**Requirements**
Copy out each line of the material in which the word "index" appears.

**Dataset content**
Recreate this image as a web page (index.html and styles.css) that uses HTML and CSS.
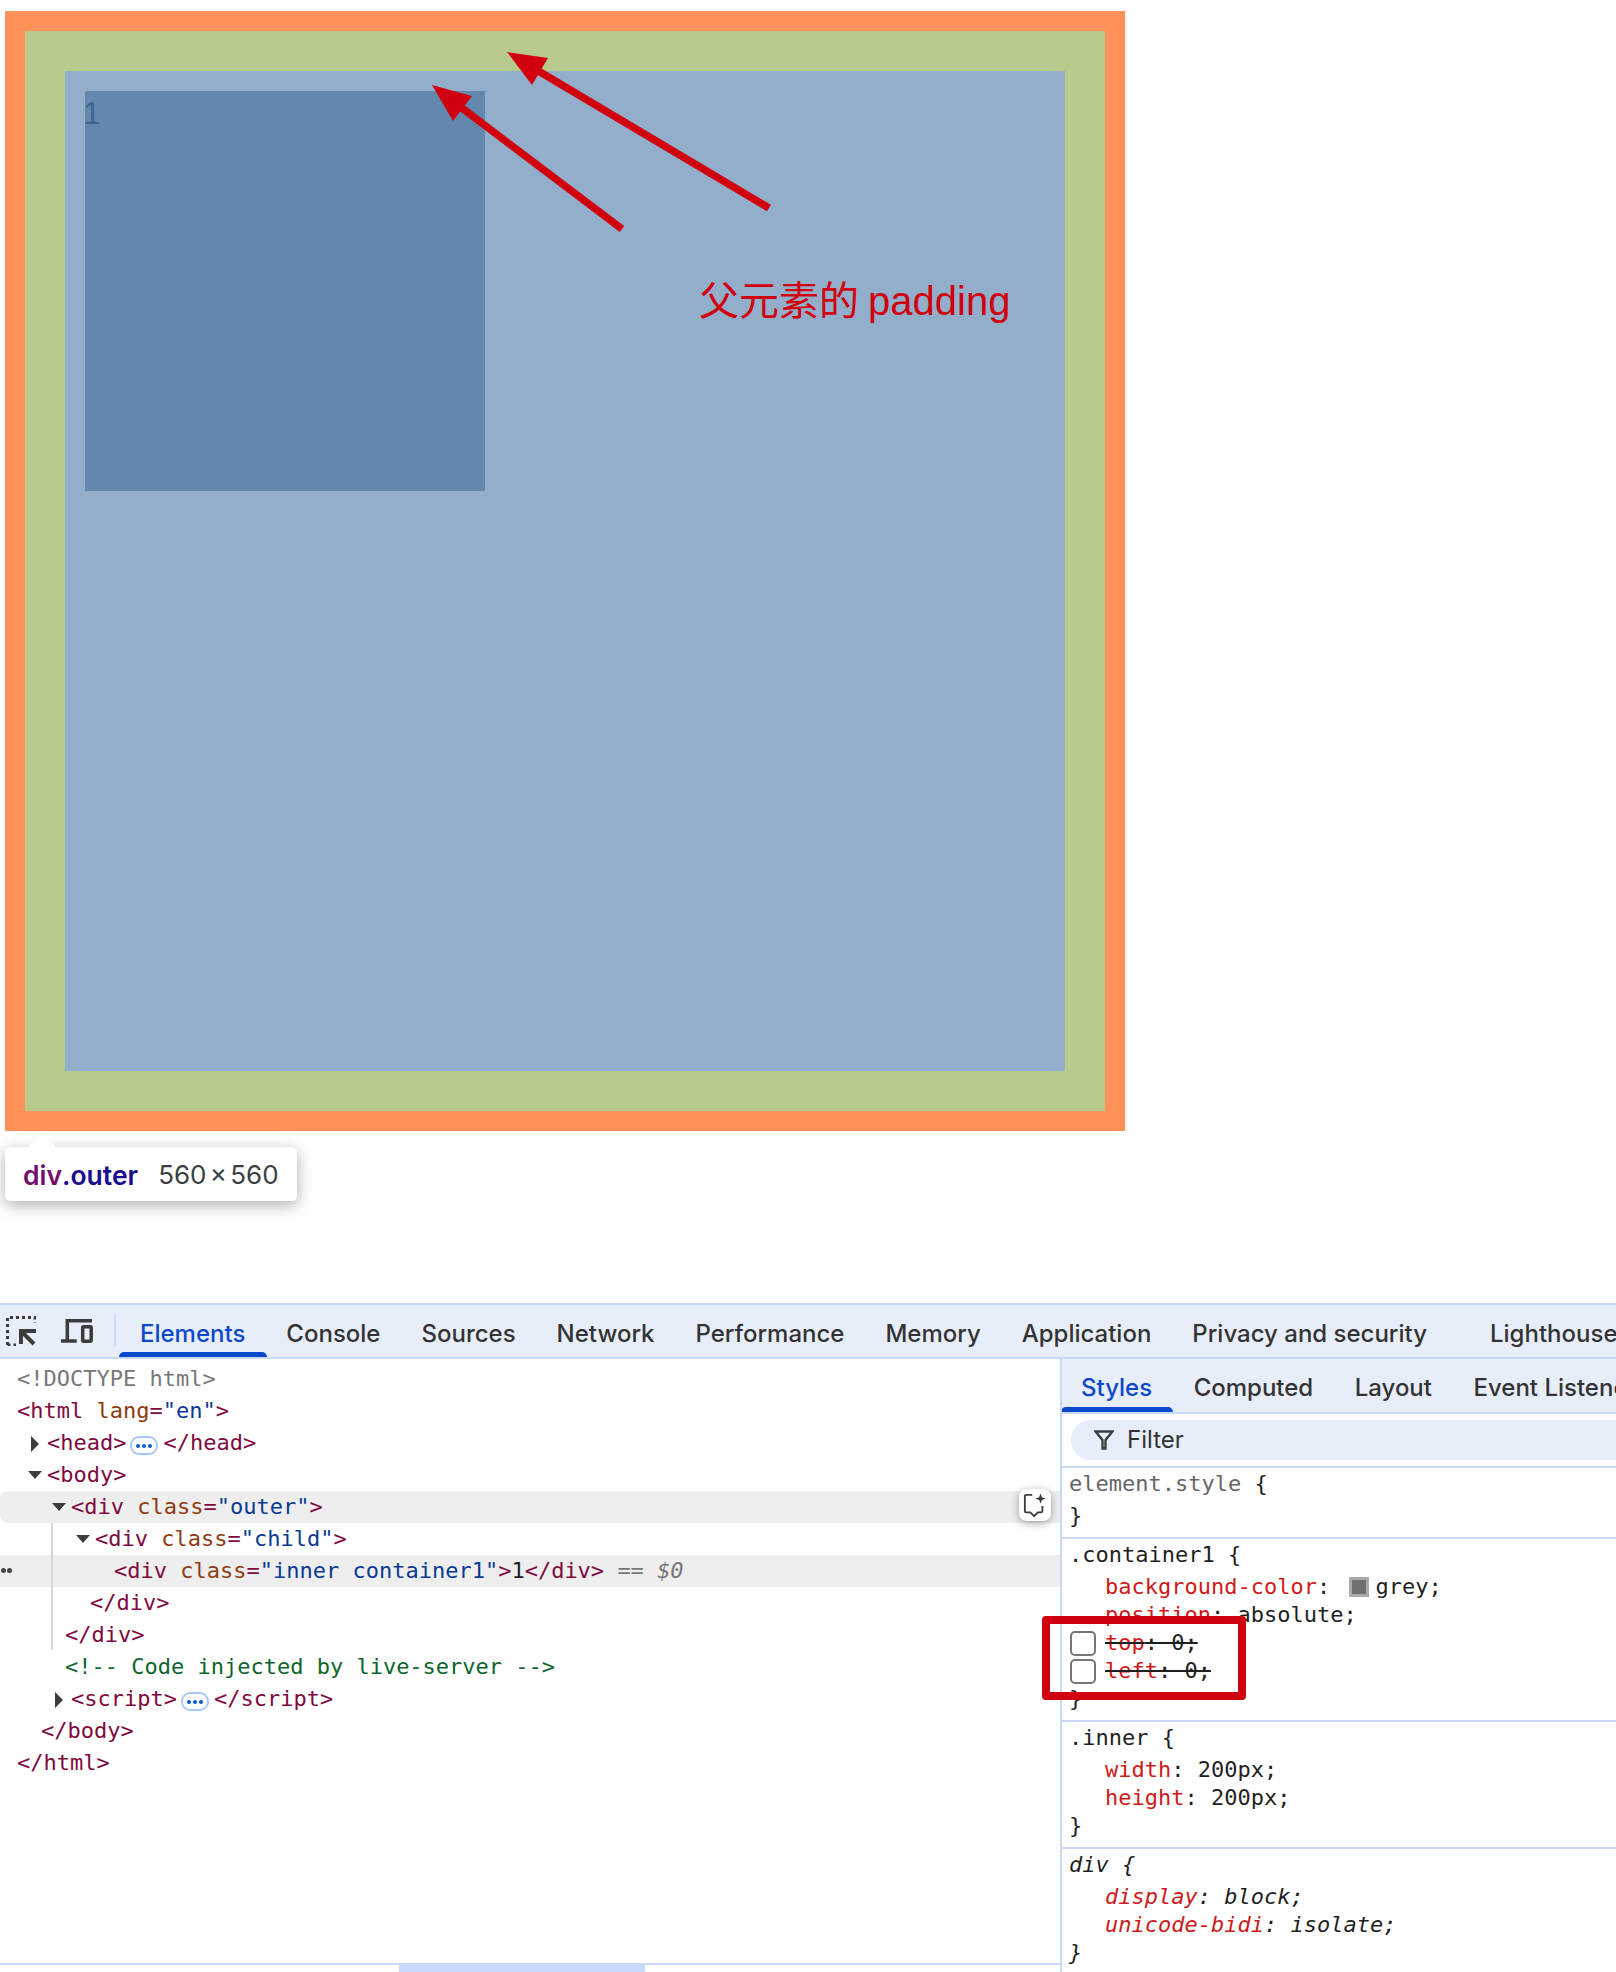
FILE: index.html
```html
<!DOCTYPE html>
<html lang="zh">
<head>
<meta charset="utf-8">
<title>DevTools padding</title>
<link rel="stylesheet" href="styles.css">
</head>
<body>
<section class="stage">
  <div class="outer">
    <div class="child">
      <div class="parent">
        <div class="inner">1</div>
      </div>
    </div>
  </div>
  <svg class="arrows" width="1616" height="320" viewBox="0 0 1616 320">
    <path class="shaft" d="M769 208 L525 63"/>
    <polygon class="head" points="507,52 548,58 532,85"/>
    <path class="shaft" d="M622 229 L450 99"/>
    <polygon class="head" points="432,85 472,96 453,121"/>
  </svg>
  <div class="note">父元素的 padding</div>
  <div class="tip">
    <span class="tip-tag">div</span><span class="tip-class">.outer</span>
    <span class="tip-size">560 × 560</span>
  </div>
</section>

<section class="devtools">
  <nav class="mainbar">
    <svg class="ico-inspect" width="30" height="30" viewBox="0 0 30 30">
      <path d="M1.5 29V1.5H29V7" class="dash"/>
      <path d="M1.5 29H10" class="dash"/>
      <path d="M15 28V15H28V13M15 15L28 28" class="arrowline"/>
      <path d="M13 13H29V17H13z" class="fill"/>
    </svg>
    <svg class="ico-device" width="34" height="26" viewBox="0 0 34 26">
      <path d="M6.3 22V2.7H31" class="line"/>
      <path d="M0 23H15.7" class="line"/>
      <rect x="21.7" y="8.7" width="8.5" height="14.6" rx="1" class="line"/>
    </svg>
    <span class="sep"></span>
    <a class="tab active t-el">Elements</a>
    <a class="tab">Console</a>
    <a class="tab">Sources</a>
    <a class="tab">Network</a>
    <a class="tab">Performance</a>
    <a class="tab">Memory</a>
    <a class="tab">Application</a>
    <a class="tab t-priv">Privacy and security</a>
    <a class="tab">Lighthouse</a>
  </nav>
  <div class="panes">
    <div class="treewrap">
      <div class="tree">
        <div class="row i0"><span class="doctype">&lt;!DOCTYPE html&gt;</span></div>
        <div class="row i0"><span class="t">&lt;html</span> <span class="a">lang</span><span class="t">=</span><span class="v">"en"</span><span class="t">&gt;</span></div>
        <div class="row i1"><i class="tri right"></i><span class="t">&lt;head&gt;</span><span class="pill"><b></b><b></b><b></b></span><span class="t">&lt;/head&gt;</span></div>
        <div class="row i1"><i class="tri down"></i><span class="t">&lt;body&gt;</span></div>
        <div class="row i2 hover"><i class="tri down"></i><span class="t">&lt;div</span> <span class="a">class</span><span class="t">=</span><span class="v">"outer"</span><span class="t">&gt;</span><button class="ai" type="button" aria-label="AI"><svg width="26" height="26" viewBox="0 0 26 26"><path d="M10 2H3.5A1.5 1.5 0 0 0 2 3.5V19.5A1.5 1.5 0 0 0 3.5 21H8L12 25L16 21H19.5A1.5 1.5 0 0 0 21 19.5V14" class="bubble"/><path d="M19 .5L20.5 4.5 24.5 6 20.5 7.5 19 11.5 17.5 7.5 13.5 6 17.5 4.5Z" class="spark"/></svg></button></div>
        <div class="row i3"><i class="tri down"></i><span class="t">&lt;div</span> <span class="a">class</span><span class="t">=</span><span class="v">"child"</span><span class="t">&gt;</span></div>
        <div class="row i4 selected"><span class="dots"><b></b><b></b></span><span class="t">&lt;div</span> <span class="a">class</span><span class="t">=</span><span class="v">"inner container1"</span><span class="t">&gt;</span><span class="txt">1</span><span class="t">&lt;/div&gt;</span> <span class="eq">== <em>$0</em></span></div>
        <div class="row c3"><span class="t">&lt;/div&gt;</span></div>
        <div class="row c2"><span class="t">&lt;/div&gt;</span></div>
        <div class="row c2"><span class="cm">&lt;!-- Code injected by live-server --&gt;</span></div>
        <div class="row i2"><i class="tri right"></i><span class="t">&lt;script&gt;</span><span class="pill"><b></b><b></b><b></b></span><span class="t">&lt;/script&gt;</span></div>
        <div class="row c1"><span class="t">&lt;/body&gt;</span></div>
        <div class="row i0"><span class="t">&lt;/html&gt;</span></div>
        <span class="guide"></span>
      </div>
      <div class="hscroll"><span class="thumb"></span></div>
    </div>
    <aside class="side">
      <nav class="subbar">
        <a class="stab active">Styles</a>
        <a class="stab">Computed</a>
        <a class="stab">Layout</a>
        <a class="stab">Event Listeners</a>
      </nav>
      <div class="filterrow">
        <div class="filter">
          <svg width="20" height="20" viewBox="0 0 20 20"><path d="M1.5 1.5H18.5L11.5 10V18.5H8.5V10Z" class="filt"/></svg>
          <span>Filter</span>
        </div>
      </div>
      <div class="rule">
        <div class="sel"><span class="muted">element.style</span> {</div>
        <div class="decl0">}</div>
      </div>
      <div class="rule">
        <div class="sel">.container1 {</div>
        <div class="decl"><span class="p">background-color</span>: <span class="swatch"></span>grey;</div>
        <div class="decl"><span class="p">position</span>: absolute;</div>
        <div class="decl off"><span class="box"></span><span class="p">top</span>: 0;</div>
        <div class="decl off"><span class="box"></span><span class="p">left</span>: 0;</div>
        <div class="decl0">}</div>
      </div>
      <div class="rule">
        <div class="sel">.inner {</div>
        <div class="decl"><span class="p">width</span>: 200px;</div>
        <div class="decl"><span class="p">height</span>: 200px;</div>
        <div class="decl0">}</div>
      </div>
      <div class="rule ua">
        <div class="sel">div {</div>
        <div class="decl"><span class="p">display</span>: block;</div>
        <div class="decl"><span class="p">unicode-bidi</span>: isolate;</div>
        <div class="decl0">}</div>
      </div>
      <span class="redbox"></span>
    </aside>
  </div>
</section>
</body>
</html>
```

FILE: styles.css
```css
html, body { margin: 0; padding: 0; background: #fff; }
body { width: 1616px; height: 1972px; overflow: hidden; font-family: "Inter", "Liberation Sans", sans-serif; }

.stage { position: relative; height: 1303px; padding: 11px 0 0 5px; box-sizing: border-box; }
.outer { width: 1120px; height: 1120px; box-sizing: border-box; padding: 20px; background: #ff9159; }
.child { height: 100%; box-sizing: border-box; padding: 40px; background: #b8ca8b; }
.parent { height: 100%; box-sizing: border-box; padding: 20px; background: #93aeca; }
.inner { width: 400px; height: 400px; background: #6487ae; color: #3d6893; font: 32px/45px "Liberation Sans", sans-serif; text-indent: -2px; }

.arrows { position: absolute; left: 0; top: 0; pointer-events: none; }
.shaft { fill: none; stroke: #d0000f; stroke-width: 7.5; }
.head { fill: #d0000f; }
.note { position: absolute; left: 699px; top: 275px; color: #d0000f; font: 40px/52px "Liberation Sans", "Noto Sans CJK SC", sans-serif; white-space: nowrap; word-spacing: -2px; }

.tip { position: absolute; left: 5px; top: 1147px; width: 292px; height: 54px; box-sizing: border-box; padding: 2px 0 0 18px; display: flex; align-items: center; background: #fff; border-radius: 5px; box-shadow: 0 4px 16px rgba(0,0,0,.32); font-size: 26.5px; line-height: 32px; white-space: nowrap; }
.tip::before { content: ""; position: absolute; left: 27px; top: -10px; width: 20px; height: 20px; background: #fff; transform: rotate(45deg); border-radius: 2px; }
.tip span { position: relative; }
.tip-tag { color: #730c70; font-weight: 600; }
.tip-class { color: #1a0a90; font-weight: 600; }
.tip-size { color: #3a3f44; margin-left: 20px; font-size: 26px; word-spacing: -4px; }

.devtools { height: 669px; display: flex; flex-direction: column; border-top: 2px solid #c8d9fb; box-sizing: border-box; }
.mainbar { height: 54px; flex: none; display: flex; align-items: center; background: #e8edfa; border-bottom: 2px solid #c8d9fb; position: relative; box-sizing: border-box; white-space: nowrap; overflow: hidden; }
.ico-inspect { margin-left: 6px; flex: none; }
.ico-device { margin-left: 25px; flex: none; }
.dash { fill: none; stroke: #3c3c3c; stroke-width: 3; stroke-dasharray: 3 3; }
.arrowline { fill: none; stroke: #3c3c3c; stroke-width: 4; }
.fill { fill: #3c3c3c; }
.line { fill: none; stroke: #3c3c3c; stroke-width: 3.5; }
.sep { width: 2px; height: 32px; background: #c8d9fb; margin: 0 24px 0 19px; flex: none; }
.tab { display: block; height: 52px; color: #333; font-size: 24px; font-weight: 500; line-height: 58px; margin-right: 41px; flex: none; position: relative; }
.tab.active { color: #0b48cc; }
.t-priv { margin-right: 63px; }
.t-el::after { content: ""; position: absolute; left: -21px; right: -22px; bottom: 0; height: 5px; background: #0b48cc; border-radius: 5px 5px 0 0; }

.panes { flex: 1; display: flex; min-height: 0; }
.treewrap { width: 1060px; flex: none; display: flex; flex-direction: column; }
.tree { flex: 1; padding-top: 4px; position: relative; font: 22px/32px "DejaVu Sans Mono", monospace; }
.row { height: 32px; white-space: pre; position: relative; }
.i0 { padding-left: 17px; }
.i1 { padding-left: 47px; }
.i2 { padding-left: 71px; }
.i3 { padding-left: 95px; }
.i4 { padding-left: 114px; }
.c1 { padding-left: 41px; }
.c2 { padding-left: 65px; }
.c3 { padding-left: 90px; }
.hover { background: #eee; border-radius: 8px 0 0 8px; }
.selected { background: #eee; }
.t { color: #7f0a3f; }
.a { color: #8f3a10; }
.v { color: #0a3a92; }
.doctype { color: #777; }
.cm { color: #0d652d; }
.txt { color: #202124; }
.eq { color: #777; }
.eq em { font-style: italic; }
.tri { position: absolute; width: 0; height: 0; }
.tri.down { top: 12px; margin-left: -19px; border-left: 7px solid transparent; border-right: 7px solid transparent; border-top: 8px solid #3c3c3c; }
.tri.right { top: 9px; margin-left: -16px; border-top: 8px solid transparent; border-bottom: 8px solid transparent; border-left: 8px solid #3c3c3c; }
.pill { width: 28px; height: 19px; margin: 9px 5px 0 4px; vertical-align: top; box-sizing: border-box; border: 2px solid #a8c7fa; border-radius: 9px; display: inline-flex; align-items: center; justify-content: center; gap: 2px; }
.pill b { width: 4px; height: 4px; border-radius: 50%; background: #0b57d0; }
.dots { position: absolute; left: 1px; top: 13px; display: flex; gap: 1px; }
.dots b { width: 5px; height: 5px; border-radius: 50%; background: #444; }
.guide { position: absolute; left: 51px; top: 164px; width: 2px; height: 127px; background: #d8d8d8; }
.ai { position: absolute; left: 1019px; top: -2px; width: 32px; height: 32px; padding: 3px 4px; border: 0; background: #fff; border-radius: 8px; box-shadow: 0 2px 8px rgba(0,0,0,.35); display: flex; }
.bubble { fill: none; stroke: #3c3c3c; stroke-width: 2; }
.spark { fill: #3c3c3c; }
.hscroll { height: 9px; flex: none; border-top: 2px solid #c8d9fb; box-sizing: border-box; padding-left: 399px; }
.thumb { display: block; width: 246px; height: 7px; background: #c8d9fb; }

.side { flex: 1; min-width: 0; border-left: 2px solid #c8d9fb; position: relative; font: 22px/28px "DejaVu Sans Mono", monospace; color: #1f1f1f; }
.subbar { height: 55px; background: #e8edfa; border-bottom: 2px solid #c8d9fb; box-sizing: border-box; display: flex; align-items: flex-start; white-space: nowrap; padding-left: 19px; overflow: hidden; }
.stab { display: block; height: 53px; color: #333; font: 500 24px/58px "Inter", sans-serif; margin-right: 41.5px; position: relative; flex: none; }
.stab.active { color: #0b48cc; }
.stab.active::after { content: ""; position: absolute; left: -20px; right: -21px; bottom: 0; height: 5px; background: #0b48cc; border-radius: 5px 5px 0 0; }
.filterrow { height: 52px; padding: 6px 0 0 9px; box-sizing: border-box; }
.filter { height: 40px; border-radius: 20px 0 0 20px; background: #e8edfa; display: flex; align-items: center; gap: 13px; padding-left: 23px; font: 400 24px/40px "Inter", sans-serif; color: #333; }
.filt { fill: none; stroke: #3c3c3c; stroke-width: 2.4; }
.rule { border-top: 2px solid #c8d9fb; padding: 0 0 7px 7px; }
.sel { height: 32px; line-height: 32px; margin-bottom: 2px; white-space: pre; }
.decl0 { height: 28px; }
.decl { height: 28px; padding-left: 36px; white-space: pre; position: relative; }
.p { color: #cf1a1a; }
.muted { color: #666; }
.swatch { display: inline-block; width: 20px; height: 20px; box-sizing: border-box; border: 3px solid #aaa; background: #6f6f6f; margin: 0 6px 0 6px; vertical-align: -3px; }
.off { text-decoration: line-through; text-decoration-color: #1f1f1f; }
.box { position: absolute; left: 1px; top: 2px; width: 26px; height: 25px; box-sizing: border-box; border: 2px solid #777; border-radius: 5px; background: #fff; }
.ua { font-style: italic; }
.redbox { position: absolute; left: -20px; top: 257px; width: 204px; height: 84px; box-sizing: border-box; border: 8px solid #d0000f; border-radius: 4px; }
```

**Output for this task**
Recreate this image as a web page (index.html and styles.css) that uses HTML and CSS.
FILE: index.html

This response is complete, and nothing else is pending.